## Task directions
Go through the data below. Pull out every line that has the word "components".

..............................

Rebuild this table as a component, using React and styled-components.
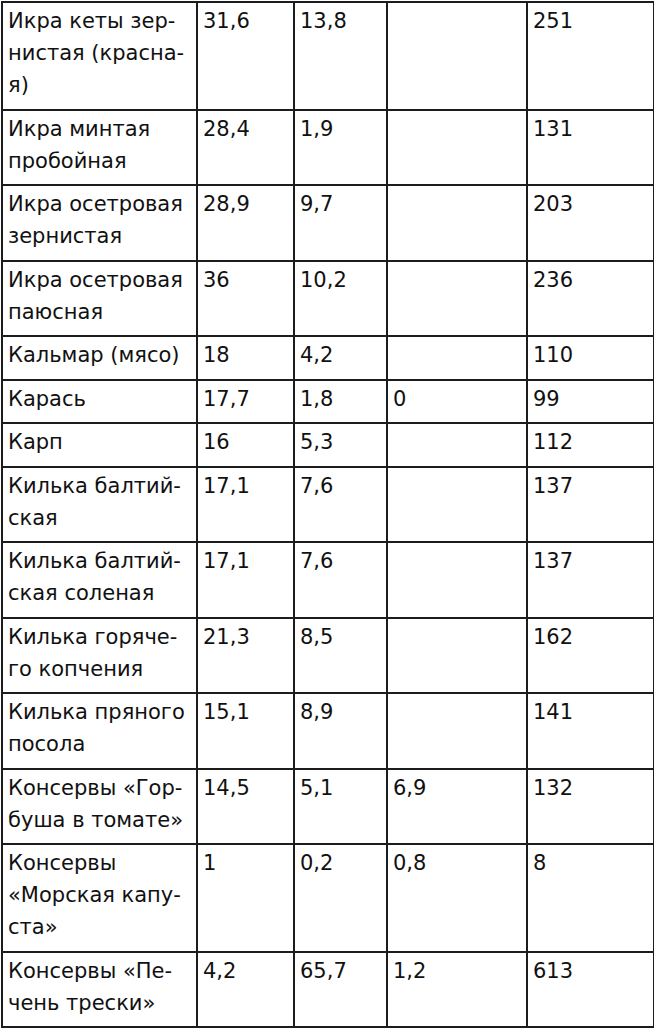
import React from "react";
import styled, { createGlobalStyle } from "styled-components";

const GlobalStyle = createGlobalStyle`
    html, body {
        margin: 0;
        padding: 0;
        background: #fff;
    }
`;

const Page = styled.div`
    padding: 1px 0 0 0;
    width: 654px;
`;

const Table = styled.table`
    border-collapse: collapse;
    width: 652px;
    table-layout: fixed;
    margin-left: 1px;
    font-family: "DejaVu Sans", Tahoma, Verdana, sans-serif;
    font-size: 21px;
    color: #111;
`;

const Cell = styled.td`
    border: 2px solid #1c1c1c;
    padding: 2px 4px 7.5px 5px;
    line-height: 32px;
    vertical-align: top;
    white-space: nowrap;
    overflow: hidden;
`;

const rows = [
    [["Икра кеты зер-", "нистая (красна-", "я)"], "31,6", "13,8", "", "251"],
    [["Икра минтая", "пробойная"], "28,4", "1,9", "", "131"],
    [["Икра осетровая", "зернистая"], "28,9", "9,7", "", "203"],
    [["Икра осетровая", "паюсная"], "36", "10,2", "", "236"],
    [["Кальмар (мясо)"], "18", "4,2", "", "110"],
    [["Карась"], "17,7", "1,8", "0", "99"],
    [["Карп"], "16", "5,3", "", "112"],
    [["Килька балтий-", "ская"], "17,1", "7,6", "", "137"],
    [["Килька балтий-", "ская соленая"], "17,1", "7,6", "", "137"],
    [["Килька горяче-", "го копчения"], "21,3", "8,5", "", "162"],
    [["Килька пряного", "посола"], "15,1", "8,9", "", "141"],
    [["Консервы «Гор-", "буша в томате»"], "14,5", "5,1", "6,9", "132"],
    [["Консервы", "«Морская капу-", "ста»"], "1", "0,2", "0,8", "8"],
    [["Консервы «Пе-", "чень трески»"], "4,2", "65,7", "1,2", "613"],
];

const widths = [195, 97, 93, 140, 127];

export default function App() {
    return (
        <Page>
            <GlobalStyle />
            <Table>
                <colgroup>
                    {widths.map((w, i) => (
                        <col key={i} style={{ width: w }} />
                    ))}
                </colgroup>
                <tbody>
                    {rows.map((row, i) => (
                        <tr key={i}>
                            <Cell>
                                {row[0].map((line, j) => (
                                    <React.Fragment key={j}>
                                        {j > 0 && <br />}
                                        {line}
                                    </React.Fragment>
                                ))}
                            </Cell>
                            {row.slice(1).map((v, j) => (
                                <Cell key={j}>{v}</Cell>
                            ))}
                        </tr>
                    ))}
                </tbody>
            </Table>
        </Page>
    );
}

..............................

## Answer in full
Rebuild this table as a component, using React and styled-components.
import styled, { createGlobalStyle } from "styled-components";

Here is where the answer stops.